Some creative blocks are built-in. Many of our inherited business practices are fundamentally non-consensual. For instance, many artists enter into creative collaboration even though they do not have enough information to reasonably consent to the terms of exchange. Consent is the explicit agreement to do, engage, give, witness, or receive something. When we have healthy communication, we can ask for consent. When we have consent, we can collaborate. If we do not have consent, we are not collaborating -we are coercing one another. We can recognize consensual collaboration by the presence of cooperation, communication, empathy, mutuality, understanding, trust, and equality.
Labor matters.
At CREATESAFE, we like to say that we are “of service” to our collaborators because we intend to be of practical use to everyone we work with. This means the value we bring to the table is actual, active, and evidence-based. We measure our work by recognizing the creation of value. In this way we are called to recognize our own creative value and be realistic about where, when, and how we choose to offer it up. Our self-awareness makes it possible to respect our own autonomy as well as the autonomy of others. We know that when we bring our best selves - our whole selves - to the table, we are embodying the autonomous future of creativity for artists.

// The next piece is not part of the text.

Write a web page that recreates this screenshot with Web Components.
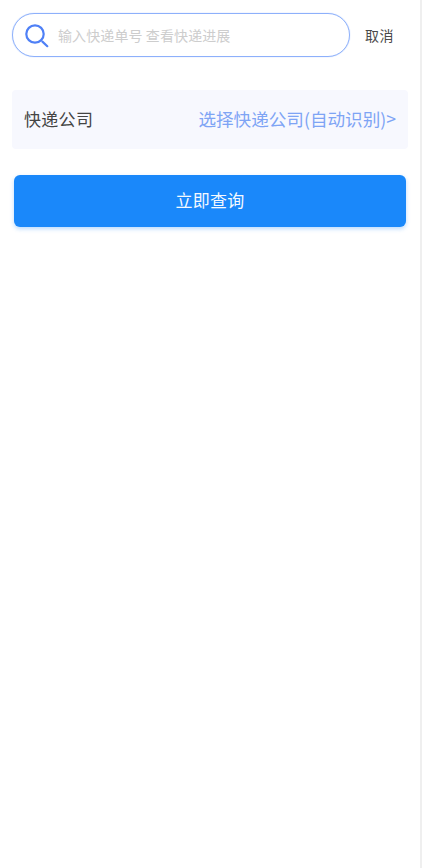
<!DOCTYPE html>
<html lang="zh">
<head>
<meta charset="utf-8">
<title>快递查询</title>
<style>
html, body {
    margin: 0;
    height: 100%;
    background: #fff;
}
body {
    font-family: "Noto Sans CJK SC", "Liberation Sans", sans-serif;
}
</style>
</head>
<body>
<express-page>
    <search-bar placeholder="输入快递单号 查看快递进展" cancel="取消"></search-bar>
    <picker-row label="快递公司" value="选择快递公司(自动识别)>"></picker-row>
    <primary-button>立即查询</primary-button>
</express-page>

<script>
class ExpressPage extends HTMLElement {
    constructor() {
        super();
        this.attachShadow({mode: 'open'});
        this.shadowRoot.innerHTML = `
<style>
:host {
    display: flex;
    flex-direction: column;
    box-sizing: border-box;
    width: 422px;
    height: 868px;
    padding: 13px 12px 0 12px;
    border-right: 2px solid #efefef;
}
</style>
<slot></slot>
`;
    }
}

class SearchBar extends HTMLElement {
    constructor() {
        super();
        this.attachShadow({mode: 'open'});
        this.shadowRoot.innerHTML = `
<style>
:host {
    display: flex;
    align-items: center;
    height: 44px;
}
.box {
    display: flex;
    align-items: center;
    box-sizing: border-box;
    width: 338px;
    height: 44px;
    padding-left: 12px;
    border: 1px solid #8db0fb;
    border-radius: 22px;
    box-shadow: 0 0 1px #8db0fb;
}
svg {
    display: block;
    width: 25px;
    height: 25px;
    flex: none;
}
.hint {
    margin-left: 8px;
    font-size: 14px;
    letter-spacing: 0.1px;
    color: #cdcdcd;
}
.cancel {
    margin-left: 15px;
    font-size: 14px;
    letter-spacing: 0.5px;
    color: #4a4a4a;
}
</style>
<div class="box">
    <svg viewBox="0 0 25 25" fill="none" stroke="#4f80f6" stroke-linecap="round">
        <circle cx="10" cy="11" r="8.7" stroke-width="2.2"/>
        <path d="M17.4 18.6 L22.3 23.2" stroke-width="2.2"/>
    </svg>
    <span class="hint"></span>
</div>
<span class="cancel"></span>
`;
    }

    connectedCallback() {
        this.shadowRoot.querySelector('.hint').textContent = this.getAttribute('placeholder');
        this.shadowRoot.querySelector('.cancel').textContent = this.getAttribute('cancel');
    }
}

class PickerRow extends HTMLElement {
    constructor() {
        super();
        this.attachShadow({mode: 'open'});
        this.shadowRoot.innerHTML = `
<style>
:host {
    display: flex;
    align-items: center;
    justify-content: space-between;
    box-sizing: border-box;
    height: 59px;
    margin-top: 33px;
    padding: 0 12px 2px 12px;
    border-radius: 4px;
    background: #f7f8fe;
    font-size: 17px;
}
.label {
    color: #444;
    letter-spacing: 0.3px;
}
.value {
    color: #7ea4f5;
    font-size: 17.6px;
}
</style>
<span class="label"></span>
<span class="value"></span>
`;
    }

    connectedCallback() {
        this.shadowRoot.querySelector('.label').textContent = this.getAttribute('label');
        this.shadowRoot.querySelector('.value').textContent = this.getAttribute('value');
    }
}

class PrimaryButton extends HTMLElement {
    constructor() {
        super();
        this.attachShadow({mode: 'open'});
        this.shadowRoot.innerHTML = `
<style>
:host {
    display: flex;
    align-items: center;
    justify-content: center;
    box-sizing: border-box;
    height: 52px;
    margin: 26px 2px 0;
    padding-bottom: 3px;
    border-radius: 6px;
    background: #1a88fa;
    box-shadow: 0 2px 4px rgba(26, 136, 250, 0.3);
    color: #f4f9ff;
    font-size: 17px;
    letter-spacing: 0.3px;
}
</style>
<slot></slot>
`;
    }
}

customElements.define('express-page', ExpressPage);
customElements.define('search-bar', SearchBar);
customElements.define('picker-row', PickerRow);
customElements.define('primary-button', PrimaryButton);
</script>
</body>
</html>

Knowledge enables accountability.
Accountability matters.
When we are empowered to identify and ask for what we need, we have a real basis for accountability. This accountability fosters responsibility, accessibility, transparency, and honesty in our collaborative relationships. Put simply, when we know what we’re getting into, we can be responsible for whatever we’re getting out of it.

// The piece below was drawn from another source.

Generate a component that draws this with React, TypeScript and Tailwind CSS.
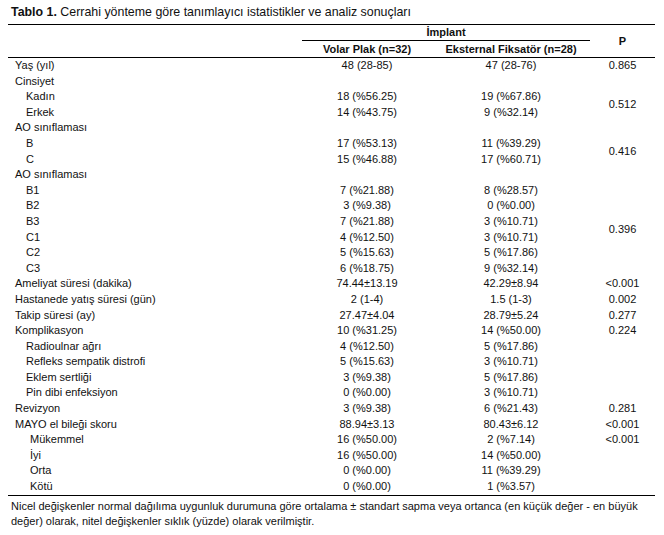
import React from "react";

type Row = {
  label: string;
  level?: 0 | 1 | 2;
  a?: string;
  b?: string;
  p?: string;
  span?: number;
  skipP?: boolean;
};

const rows: Row[] = [
  { label: "Yaş (yıl)", a: "48 (28-85)", b: "47 (28-76)", p: "0.865" },
  { label: "Cinsiyet" },
  { label: "Kadın", level: 1, a: "18 (%56.25)", b: "19 (%67.86)", p: "0.512", span: 2 },
  { label: "Erkek", level: 1, a: "14 (%43.75)", b: "9 (%32.14)", skipP: true },
  { label: "AO sınıflaması" },
  { label: "B", level: 1, a: "17 (%53.13)", b: "11 (%39.29)", p: "0.416", span: 2 },
  { label: "C", level: 1, a: "15 (%46.88)", b: "17 (%60.71)", skipP: true },
  { label: "AO sınıflaması" },
  { label: "B1", level: 1, a: "7 (%21.88)", b: "8 (%28.57)", p: "0.396", span: 6 },
  { label: "B2", level: 1, a: "3 (%9.38)", b: "0 (%0.00)", skipP: true },
  { label: "B3", level: 1, a: "7 (%21.88)", b: "3 (%10.71)", skipP: true },
  { label: "C1", level: 1, a: "4 (%12.50)", b: "3 (%10.71)", skipP: true },
  { label: "C2", level: 1, a: "5 (%15.63)", b: "5 (%17.86)", skipP: true },
  { label: "C3", level: 1, a: "6 (%18.75)", b: "9 (%32.14)", skipP: true },
  { label: "Ameliyat süresi (dakika)", a: "74.44±13.19", b: "42.29±8.94", p: "<0.001" },
  { label: "Hastanede yatış süresi (gün)", a: "2 (1-4)", b: "1.5 (1-3)", p: "0.002" },
  { label: "Takip süresi (ay)", a: "27.47±4.04", b: "28.79±5.24", p: "0.277" },
  { label: "Komplikasyon", a: "10 (%31.25)", b: "14 (%50.00)", p: "0.224" },
  { label: "Radioulnar ağrı", level: 1, a: "4 (%12.50)", b: "5 (%17.86)" },
  { label: "Refleks sempatik distrofi", level: 1, a: "5 (%15.63)", b: "3 (%10.71)" },
  { label: "Eklem sertliği", level: 1, a: "3 (%9.38)", b: "5 (%17.86)" },
  { label: "Pin dibi enfeksiyon", level: 1, a: "0 (%0.00)", b: "3 (%10.71)" },
  { label: "Revizyon", a: "3 (%9.38)", b: "6 (%21.43)", p: "0.281" },
  { label: "MAYO el bileği skoru", a: "88.94±3.13", b: "80.43±6.12", p: "<0.001" },
  { label: "Mükemmel", level: 2, a: "16 (%50.00)", b: "2 (%7.14)", p: "<0.001" },
  { label: "İyi", level: 2, a: "16 (%50.00)", b: "14 (%50.00)" },
  { label: "Orta", level: 2, a: "0 (%0.00)", b: "11 (%39.29)" },
  { label: "Kötü", level: 2, a: "0 (%0.00)", b: "1 (%3.57)" },
];

const indent = ["pl-[7px]", "pl-[18px]", "pl-[22px]"];

export default function App() {
  return (
    <div className="w-[664px] h-[535px] bg-white text-[#111] font-['Liberation_Sans',Arial,sans-serif] pl-[8px] pr-[9px]">
      <div className="pl-[3px] pt-[4px] h-[24px] text-[12.4px] leading-[16px]">
        <span className="font-bold">Tablo 1.</span> Cerrahi yönteme göre tanımlayıcı istatistikler ve analiz sonuçları
      </div>
      <table className="w-[647px] table-fixed border-collapse text-[11px]">
        <colgroup>
          <col className="w-[294px]" />
          <col className="w-[130px]" />
          <col className="w-[158px]" />
          <col className="w-[65px]" />
        </colgroup>
        <thead>
          <tr className="h-[16px] border-t border-black">
            <th rowSpan={2} className="border-b border-black p-0" />
            <th colSpan={2} className="p-0 font-bold text-center leading-[15px] border-b border-black">
              İmplant
            </th>
            <th rowSpan={2} className="p-0 font-bold text-center border-b border-black">
              P
            </th>
          </tr>
          <tr className="h-[17px]">
            <th className="p-0 font-bold text-center leading-[16px] border-b border-black">Volar Plak (n=32)</th>
            <th className="p-0 font-bold text-center leading-[16px] border-b border-black">Eksternal Fiksatör (n=28)</th>
          </tr>
        </thead>
        <tbody className="border-b border-black">
          {rows.map((r, i) => (
            <tr key={i} className="h-[15.6px]">
              <td className={`p-0 leading-[15.6px] ${indent[r.level ?? 0]}`}>{r.label}</td>
              <td className="p-0 text-center leading-[15.6px]">{r.a ?? ""}</td>
              <td className="p-0 text-center leading-[15.6px]">{r.b ?? ""}</td>
              {!r.skipP && (
                <td rowSpan={r.span ?? 1} className="p-0 text-center align-middle leading-[15.6px]">
                  {r.p ?? ""}
                </td>
              )}
            </tr>
          ))}
        </tbody>
      </table>
      <p className="mt-[3px] pl-[3px] text-[11px] leading-[15px]">
        Nicel değişkenler normal dağılıma uygunluk durumuna göre ortalama ± standart sapma veya ortanca (en küçük değer - en büyük
        <br />
        değer) olarak, nitel değişkenler sıklık (yüzde) olarak verilmiştir.
      </p>
    </div>
  );
}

Collaboration enables growth.
Information matters.
When we value labor and prioritize consent, we simultaneously commit to access to knowledge, because humans need access to information, resources, and people. So many of us do not know where to start, who to turn to, or which questions to ask. Teaching is all about guiding people toward the questions that matter and the resources that are relevant. This makes all the difference, especially for artists. When artists know what to ask for and where to learn, they become aware of what they actually need from themselves, from the people around them, and from the teams they agree to work with.
Commitment matters.
Learning is a commitment, an investment in our collective health, well-being, productivity and potential. What we invest in is what we pay attention to. What we pay attention to grows. CREATESAFE's commitment to learning will empower artists for years to come.
Community equals harmony.
Community matters.
When we value art we honor the struggle we all face as humans to express ourselves and open our hearts with empathy towards others. With that in mind, we feel it’s important to use our platform to call attention to systemic issues that matter to the many people who are oppressed, marginalized, disenfranchised, and discriminated against. We commit to do everything we can to:
- Identify and invest in initiatives that will influence the allocation of capital from government funding sources and privately held or publicly traded companies to organizations that focus on civic learning, the humanities and mental health development.
- Invest in and support businesses owned by women, descendants of American slaves and other marginalized minority groups.
- Identify and invest in local civic and political initiatives that can influence social and criminal justice reform.
- Develop a strategy to Influence the re-allocation of Police funding to empathetic scenario-based training, implicit racial bias testing and policy requirements or to the defunding of criminally lead and corrupt police organizations.